TORONTO, ON November 23, 2011 – The Supreme Court of British Columbia today upheld Canada’s polygamy laws, but said those who enter polygamous unions before the age of 18 should be exempt from prosecution. Except for the ruling that minors should not be criminalized, the decision upholds Section 293 of the Criminal Code. Those advocating legalization had cited religious freedom as justification for the practice of polygamy.
The Catholic Civil Rights League (CCRL) is encouraged by the decision especially because it cited the prevention of harm to women, children and society and the preservation of monogamous marriage as important social principles.
Citing jurisprudence that Charter rights can be limited if it is justified by a pressing and substantial objective, the judgment, written by Chief Justice Robert Bauman, stated “Section 293 has as its objective the prevention of harm to women, to children and to society.
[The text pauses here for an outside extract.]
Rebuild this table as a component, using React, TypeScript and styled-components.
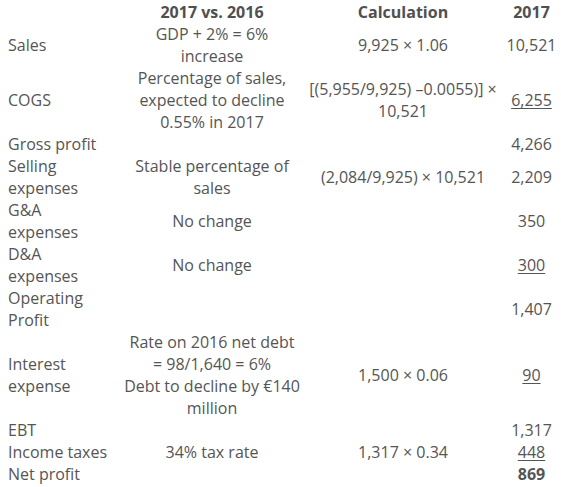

The prevention of these collective harms associated with polygamy is clearly an objective that is pressing and substantial. The positive side of the prohibition which I have discussed – the preservation of monogamous marriage – similarly represents a pressing and substantial objective for all of the reasons that have seen the ascendance of monogamous marriage as a norm in the West.”
Joanne McGarry, executive director of the CCRL, says: “Very few Canadians would support the legalization of polygamy, given its inherent gender inequality and the loss of the rights of children to a normative relationship with the parents. We’re pleased to see such a strong defense of monogamous marriage written into the decision.”
The judgment is very much in keeping with fundamental Canadian values, Ms. McGarry added. “Should this decision be challenged and overturned on appeal, we hope Parliament would take steps, including use of the “Notwithstanding Clause” if necessary, to keep polygamy illegal.”